The Mercury News reported that “the commission in a proposed decision by an administrative law judge concluded ‘in principle that the commission should assess Public Purpose Program surcharges and user fees on all text messaging services revenue’ and that it has the necessary authority to do so.”

In the meantime, the California Public Utilities Commission has come out swinging against reports about the new tax. On Twitter, they argued that consumer bills will look the same, just with more of the fee being applied to texting than to voice services.

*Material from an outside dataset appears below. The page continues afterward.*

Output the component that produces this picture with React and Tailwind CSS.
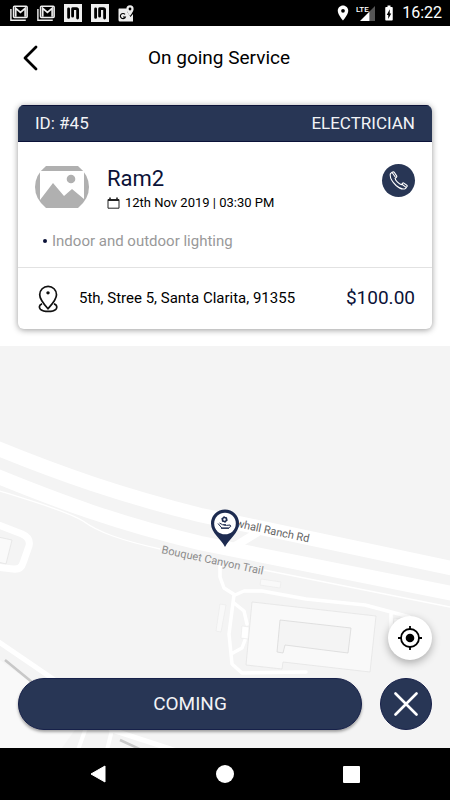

However, in a statement published by The Mercury News, CPUC spokesperson Constance Gordon pointed out the catch. “From a consumer’s point of view, surcharges may be a wash, because if more surcharge revenues come from texting services, less would be needed from voice services. Generally, those consumers who create greater texting revenues may pay a bit more, whereas consumers using more voice services may pay less.”

“California just doesn’t stop trying to get money out of you,” California resident Juan Gutierrez said to The Mercury News. “What’s next?”

The fight to kill a texting tax or an increase in texting surcharges may be only beginning for Californians. And if the plan for such a tax or surcharge increase succeeds there, it will likely be attempted in the rest of the country as well.